The quantum computing era is coming, and it will change everything about how the world connects online. While quantum computing will yield tremendous benefits, it will also create new risks, so it’s essential that we prepare our critical internet infrastructure for what’s to come. That’s why we’re so pleased to share our latest efforts in this area, including technology that we’re making available as an open source implementation to help internet operators worldwide prepare.

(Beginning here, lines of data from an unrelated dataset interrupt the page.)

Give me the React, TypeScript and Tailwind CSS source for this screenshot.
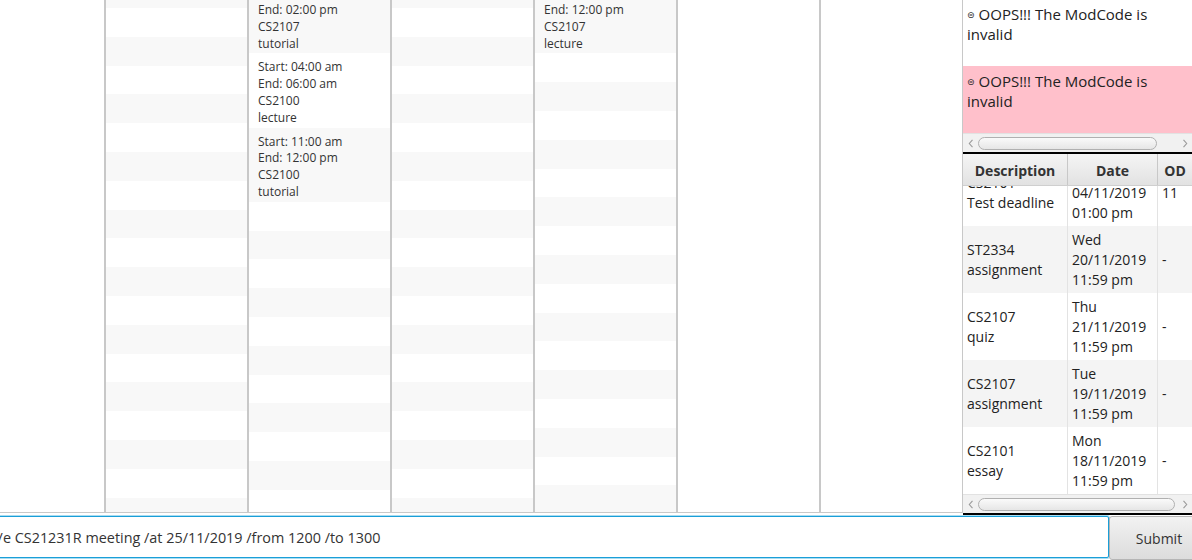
import React from "react";

interface Slot {
    start: string;
    end: string;
    mod: string;
    kind: string;
}

interface DeadlineRow {
    desc: string[];
    date: string[];
    od: string;
}

const days: { slots: Slot[]; striped: boolean }[] = [
    { slots: [], striped: false },
    { slots: [], striped: true },
    {
        slots: [
            { start: "12:00 pm", end: "02:00 pm", mod: "CS2107", kind: "tutorial" },
            { start: "04:00 am", end: "06:00 am", mod: "CS2100", kind: "lecture" },
            { start: "11:00 am", end: "12:00 pm", mod: "CS2100", kind: "tutorial" },
        ],
        striped: true,
    },
    { slots: [], striped: true },
    {
        slots: [{ start: "10:00 am", end: "12:00 pm", mod: "CS2107", kind: "lecture" }],
        striped: true,
    },
    { slots: [], striped: false },
    { slots: [], striped: false },
];

const deadlines: DeadlineRow[] = [
    { desc: ["CS2101", "Test deadline"], date: ["Mon", "04/11/2019", "01:00 pm"], od: "11" },
    { desc: ["ST2334", "assignment"], date: ["Wed", "20/11/2019", "11:59 pm"], od: "-" },
    { desc: ["CS2107", "quiz"], date: ["Thu", "21/11/2019", "11:59 pm"], od: "-" },
    { desc: ["CS2107", "assignment"], date: ["Tue", "19/11/2019", "11:59 pm"], od: "-" },
    { desc: ["CS2101", "essay"], date: ["Mon", "18/11/2019", "11:59 pm"], od: "-" },
];

const Chevron: React.FC<{ left?: boolean }> = ({ left }) => (
    <svg width="6" height="9" viewBox="0 0 6 9">
        <path
            d={left ? "M4.5 0.8 L1.3 4.5 L4.5 8.2" : "M1.5 0.8 L4.7 4.5 L1.5 8.2"}
            fill="none"
            stroke="#9a9a9a"
            strokeWidth="1.1"
        />
    </svg>
);

const HScroll: React.FC<{ thumbClass: string }> = ({ thumbClass }) => (
    <div className="h-[19px] shrink-0 bg-[#f1f1f1] border-t border-[#e2e2e2] flex items-center">
        <div className="w-[15px] flex justify-center">
            <Chevron left />
        </div>
        <div
            className={`${thumbClass} h-[13px] rounded-full border border-[#b0b0b0] bg-gradient-to-b from-[#fafafa] to-[#e6e6e6]`}
        />
        <div className="flex-1" />
        <div className="w-[15px] flex justify-center">
            <Chevron />
        </div>
    </div>
);

const DayColumn: React.FC<{ slots: Slot[]; striped: boolean }> = ({ slots, striped }) => {
    const filler = striped ? Array.from({ length: 20 - slots.length }) : [];

    return (
        <div className="w-[143px] h-[513px] shrink-0 border-x border-b border-[#c8c8c8] overflow-hidden bg-white">
            <div className="-mt-[20.8px] flex flex-col">
                {slots.map((s, i) => (
                    <div
                        key={i}
                        className={`${i % 2 === 0 ? "bg-[#f8f8f8]" : "bg-white"} pl-[9px] pt-[6px] pb-[1px] text-[12px] leading-[16.8px] text-[#333]`}
                    >
                        <div>Start: {s.start}</div>
                        <div>End: {s.end}</div>
                        <div>{s.mod}</div>
                        <div>{s.kind}</div>
                    </div>
                ))}
                {filler.map((_, j) => {
                    const i = j + slots.length;
                    return (
                        <div
                            key={`f${i}`}
                            className={`h-[28.8px] shrink-0 ${i % 2 === 0 ? "bg-[#f8f8f8]" : "bg-white"}`}
                        />
                    );
                })}
            </div>
        </div>
    );
};

const Message: React.FC<{ pink?: boolean }> = ({ pink }) => (
    <div
        className={`h-[67px] pl-[4px] pt-[6px] text-[15px] text-[#222] ${pink ? "bg-[#ffc0cb]" : "bg-white"}`}
    >
        <div className="h-[19.5px] leading-[19.5px] flex items-center">
            <span className="text-[9px] leading-none mr-[4px] mt-[1px] font-['DejaVu_Sans',sans-serif]">⊜</span>
            <span>OOPS!!! The ModCode is</span>
        </div>
        <div className="h-[19.5px] leading-[19.5px]">invalid</div>
    </div>
);

const DeadlineTable: React.FC = () => (
    <div className="flex-1 flex flex-col min-h-0">
        <div className="h-[32px] shrink-0 flex bg-gradient-to-b from-[#f5f5f5] to-[#e2e2e2] border-b border-[#cfcfcf] text-[14px] font-bold text-[#333]">
            <div className="w-[105px] border-r border-[#c8c8c8] flex items-center justify-center pt-px">Description</div>
            <div className="w-[90px] border-r border-[#c8c8c8] flex items-center justify-center pt-px">Date</div>
            <div className="flex-1 flex items-center justify-center pt-px">OD</div>
        </div>
        <div className="flex-1 overflow-hidden">
            <div className="-mt-[27px]">
                {deadlines.map((row, i) => (
                    <div
                        key={i}
                        className={`h-[67px] flex text-[14px] leading-[20px] text-[#222] ${i % 2 === 1 ? "bg-[#f4f4f4]" : "bg-white"}`}
                    >
                        <div className="w-[105px] border-r border-[#e3e3e3] pl-[4px] flex flex-col justify-center">
                            {row.desc.map((d) => (
                                <div key={d}>{d}</div>
                            ))}
                        </div>
                        <div className="w-[90px] border-r border-[#e3e3e3] pl-[4px] flex flex-col justify-center">
                            {row.date.map((d) => (
                                <div key={d}>{d}</div>
                            ))}
                        </div>
                        <div className="flex-1 pl-[4px] flex items-center">{row.od}</div>
                    </div>
                ))}
            </div>
        </div>
        <HScroll thumbClass="w-[197px]" />
    </div>
);

export default function App() {
    return (
        <div className="w-[1192px] h-[560px] overflow-hidden bg-white font-['Open_Sans',sans-serif] text-[#333]">
            <div className="flex h-[515px]">
                <div className="flex -ml-[38px] shrink-0">
                    {days.map((d, i) => (
                        <DayColumn key={i} slots={d.slots} striped={d.striped} />
                    ))}
                </div>
                <div className="w-[229px] h-[515px] shrink-0 flex flex-col border-b-2 border-black">
                    <div className="h-[152px] shrink-0 flex flex-col">
                        <div className="flex-1 overflow-hidden">
                            <div className="-mt-px">
                                <Message />
                                <Message pink />
                            </div>
                        </div>
                        <HScroll thumbClass="w-[179px]" />
                    </div>
                    <div className="h-[2px] shrink-0 bg-black" />
                    <DeadlineTable />
                </div>
            </div>
            <div className="h-[45px] w-[1212px] -ml-[2px] pt-px flex">
                <div className="w-[1111px] h-[42px] shrink-0 border border-[#1a9fd8] shadow-[0_0_0_1px_#a9dcf1] rounded-[2px] bg-white flex items-center overflow-hidden pt-[2px]">
                    <span className="-ml-[27px] whitespace-nowrap text-[14.4px] text-[#333]">
                        add/e CS21231R meeting /at 25/11/2019 /from 1200 /to 1300
                    </span>
                </div>
                <button className="w-[100px] h-[44px] shrink-0 border border-[#b5b5b5] rounded-[3px] bg-gradient-to-b from-[#f2f2f2] to-[#dcdcdc] text-[14px] text-[#333] flex items-center justify-center">
                    Submit
                </button>
            </div>
        </div>
    );
}
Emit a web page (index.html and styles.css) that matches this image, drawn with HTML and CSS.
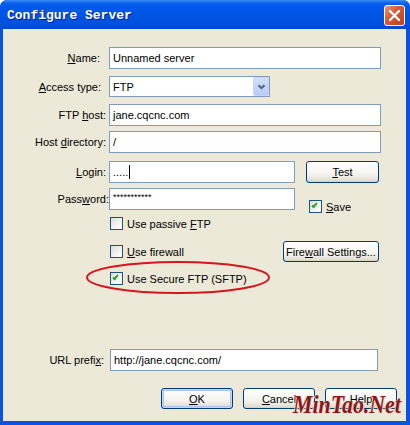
FILE: index.html
```html
<!DOCTYPE html>
<html lang="en">
<head>
  <meta charset="UTF-8">
  <title>Configure Server</title>
  <link rel="stylesheet" href="styles.css">
</head>
<body>

  <div class="window">
    <div class="titlebar">
      <span class="title">Configure Server</span>
      <span class="close">
        <svg width="13" height="13" viewBox="0 0 13 13"><path d="M2 2 L11 11 M11 2 L2 11" stroke="#fff" stroke-width="2.4" stroke-linecap="round"/></svg>
      </span>
    </div>

    <div class="frame">
      <div class="row">
        <label class="lbl lbl-name"><u>N</u>ame:</label>
        <div class="field wide">Unnamed server</div>
      </div>
      <div class="row r-access">
        <label class="lbl lbl-access"><u>A</u>ccess type:</label>
        <div class="field select">
          <span>FTP</span>
          <span class="drop">
            <svg width="9" height="6" viewBox="0 0 9 6"><path d="M1.5 1.2 L4.5 4.2 L7.5 1.2" fill="none" stroke="#4d6185" stroke-width="2"/></svg>
          </span>
        </div>
      </div>
      <div class="row r-host">
        <label class="lbl">FTP <u>h</u>ost:</label>
        <div class="field wide">jane.cqcnc.com</div>
      </div>
      <div class="row r-dir">
        <label class="lbl">Host <u>d</u>irectory:</label>
        <div class="field wide">/</div>
      </div>
      <div class="row r-login">
        <label class="lbl"><u>L</u>ogin:</label>
        <div class="field short">.....<span class="caret"></span></div>
        <button class="btn btn-test"><u>T</u>est</button>
      </div>
      <div class="row r-pass">
        <label class="lbl lbl-pass">Pass<u>w</u>ord:</label>
        <div class="field short"><span class="stars">***********</span></div>
        <div class="check save"><span class="box on"></span><span><u>S</u>ave</span></div>
      </div>

      <div class="row r-passive">
        <div class="check opt"><span class="box"></span><span>Use passive <u>F</u>TP</span></div>
      </div>
      <div class="row r-firewall">
        <div class="check opt"><span class="box"></span><span><u>U</u>se firewall</span></div>
        <button class="btn btn-fw">Fire<u>w</u>all Settings...</button>
      </div>
      <div class="row r-sftp">
        <div class="check opt"><span class="box on"></span><span>Use Secure FTP (SFTP)</span></div>
      </div>

      <div class="row r-url">
        <label class="lbl lbl-url">URL prefi<u>x</u>:</label>
        <div class="field url">http://jane.cqcnc.com/</div>
      </div>

      <div class="buttons">
        <button class="btn btn-default"><u>O</u>K</button>
        <button class="btn"><u>C</u>ancel</button>
        <button class="btn"><u>H</u>elp</button>
      </div>
    </div>

    <!-- red mark round the SFTP option -->
    <svg class="mark" width="190" height="36" viewBox="0 0 190 36">
      <ellipse cx="94" cy="17.5" rx="91" ry="15.5" fill="none" stroke="#d8141c" stroke-width="2"/>
    </svg>

    <div class="watermark">MinTao.Net</div>
  </div>

</body>
</html>
```

FILE: styles.css
```css
/* reset */
*, *::before, *::after {
  box-sizing: border-box;
}
html, body {
  margin: 0;
  padding: 0;
  background: #fff;
  font-family: "Liberation Sans", Arial, sans-serif;
  font-size: 11px;
  color: #000;
}
u {
  text-decoration: underline;
  text-underline-offset: 1px;
}

/* window frame */
.window {
  position: relative;
  width: 410px;
  height: 425px;
  display: flex;
  flex-direction: column;
  background: #0a53e0;
  border-radius: 7px 7px 0 0;
  overflow: hidden;
}
.titlebar {
  height: 29px;
  display: flex;
  align-items: flex-start;
  justify-content: space-between;
  padding: 0 5px 0 7px;
  background: linear-gradient(#3d8ef7 0, #0a62e8 3px, #0058ee 7px, #0054e3 50%, #0051dd 85%, #0047d0 100%);
}
.title {
  margin-top: 8px;
  font-family: "Liberation Mono", monospace;
  font-weight: bold;
  font-size: 13px;
  line-height: 15px;
  color: #fff;
  text-shadow: 1px 1px 0 #0a1e8a;
}
.close {
  margin-top: 5px;
  width: 21px;
  height: 21px;
  display: flex;
  align-items: center;
  justify-content: center;
  border: 1px solid #fff;
  border-radius: 3px;
  background: linear-gradient(135deg, #e99a7e 0%, #d9593a 40%, #c23d1c 100%);
}

/* dialog body */
.frame {
  flex: 1;
  margin: 0 4px 4px 3px;
  padding: 18px 0 12px 0;
  background: #ece9d8;
  display: flex;
  flex-direction: column;
}

/* form rows */
.row {
  display: flex;
  align-items: center;
}
.r-access { margin-top: 7px; }
.r-host { margin-top: 7px; }
.r-dir { margin-top: 5px; }
.r-login { margin-top: 8px; }
.r-pass { margin-top: 5px; align-items: flex-start; }
.r-passive { margin-top: 4px; }
.r-firewall { margin-top: 11px; }
.r-sftp { margin-top: 10px; }
.r-url { margin-top: auto; margin-bottom: 17px; }

.lbl {
  width: 106px;
  padding-right: 3px;
  text-align: right;
  white-space: nowrap;
}
.lbl-name { padding-right: 9px; }
.lbl-access { padding-right: 8px; }
.lbl-pass { padding-right: 0; line-height: 22px; }
.lbl-url { width: 107px; padding-right: 6px; }

/* text boxes */
.field {
  height: 22px;
  display: flex;
  align-items: center;
  padding: 0 3px;
  background: #fff;
  border: 1px solid #7f9db9;
  white-space: nowrap;
}
.wide { width: 272px; }
.short { width: 186px; }
.url { width: 268px; }
.select {
  width: 161px;
  height: 21px;
  padding-right: 0;
  justify-content: space-between;
}
.drop {
  width: 16px;
  height: 19px;
  display: flex;
  align-items: center;
  justify-content: center;
  border-radius: 2px;
  background: linear-gradient(#d3e0fd, #b6cbf8);
  border: 1px solid #c3d3fd;
}
.caret {
  display: inline-block;
  width: 1px;
  height: 14px;
  margin-left: 1px;
  background: #000;
}
.stars {
  font-size: 9px;
  position: relative;
  top: -2px;
}

/* check boxes */
.check {
  display: flex;
  align-items: center;
  gap: 4px;
}
.opt { margin-left: 107px; }
.save { margin-left: 14px; margin-top: 12px; }
.box {
  width: 13px;
  height: 13px;
  border: 1px solid #1c5180;
  background: linear-gradient(135deg, #dcdcd7 0%, #f4f4f2 60%, #fff 100%);
  position: relative;
}
.box.on::after {
  content: "";
  position: absolute;
  left: 3px;
  top: 1px;
  width: 3px;
  height: 6px;
  border: solid #21a121;
  border-width: 0 2px 2px 0;
  transform: rotate(40deg);
}

/* buttons */
.btn {
  height: 21px;
  width: 72px;
  padding: 0;
  font-family: "Liberation Sans", Arial, sans-serif;
  font-size: 11px;
  color: #000;
  border: 1px solid #003c74;
  border-radius: 3px;
  background: linear-gradient(#ffffff 0%, #f5f4ee 60%, #e3e0d5 90%, #d6d0c5 100%);
}
.btn-test {
  margin-left: 11px;
  width: 73px;
  height: 22px;
}
.btn-fw {
  margin-left: auto;
  margin-right: 27px;
  width: 96px;
}
.btn-default {
  box-shadow: inset 0 0 0 1px #c5d8fb, inset 0 0 0 2px #a9c3f5;
}
.buttons {
  display: flex;
  justify-content: flex-end;
  gap: 10px;
  padding-right: 9px;
}

/* overlays */
.mark {
  position: absolute;
  left: 84px;
  top: 260px;
}
.watermark {
  position: absolute;
  left: 293px;
  top: 392px;
  font-family: "Liberation Serif", "Times New Roman", serif;
  font-weight: bold;
  font-style: italic;
  font-size: 26px;
  line-height: 26px;
  color: #8b1818;
  text-shadow: 1px 1px 0 #f0d8cc, -1px 0 0 #f3e4dc;
  transform: scaleX(0.84);
  transform-origin: left top;
  white-space: nowrap;
}
```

In recent years, the research team here at Verisign has been focused on a future where quantum computing is a reality, and where the general best practices and guidelines of traditional cryptography are re-imagined. As part of that work, we’ve made three further contributions to help the DNS community prepare for these changes:

• an open source implementation of our Internet-Draft (I-D) on Merkle Tree Ladder (MTL) mode;
• a new I-D on using MTL mode signatures with DNS Security Extensions (DNSSEC); and
• an expansion of our previously announced public license terms to include royalty-free terms for implementing and using MTL mode if the I-Ds are published as Experimental, Informational, or Standards Track Requests for Comments (RFCs). (See the MTL mode I-D IPR declaration and the MTL mode for DNSSEC I-D IPR declaration for the official language.)

About MTL Mode

First, a brief refresher on what MTL mode is and what it accomplishes:

MTL mode is a technique developed by Verisign researchers that can reduce the operational impact of a signature scheme when authenticating an evolving series of messages. Rather than signing messages individually, MTL mode signs structures called Merkle tree ladders that are derived from the messages to be authenticated. Individual messages are authenticated relative to a ladder using a Merkle tree authentication path, while ladders are authenticated relative to a public key of an underlying signature scheme using a digital signature. The size and computational cost of the underlying digital signatures can therefore be spread across multiple messages.

The reduction in operational impact achieved by MTL mode can be particularly beneficial when the mode is applied to a signature scheme that has a large signature size or computational cost in specific use cases, such as when post-quantum signature schemes are applied to DNSSEC.

Recently, Verisign Fellow Duane Wessels described how Verisign’s DNSSEC algorithm update — from RSA/SHA-256 (Algorithm 8) to ECDSA Curve P-256 with SHA-256 (Algorithm 13) — increases the security strength of DNSSEC signatures and reduces their size impact. The present update is a logical next step in the evolution of DNSSEC resiliency. In the future, it is possible that DNSSEC may utilize a post-quantum signature scheme. Among the new post-quantum signature schemes currently being standardized, though, there is a shortcoming; if we were to directly apply these schemes to DNSSEC, it would significantly increase the size of the signatures¹. With our work on MTL mode, the researchers at Verisign have provided a way to achieve the security benefit of a post-quantum algorithm rollover in a way that mitigates the size impact.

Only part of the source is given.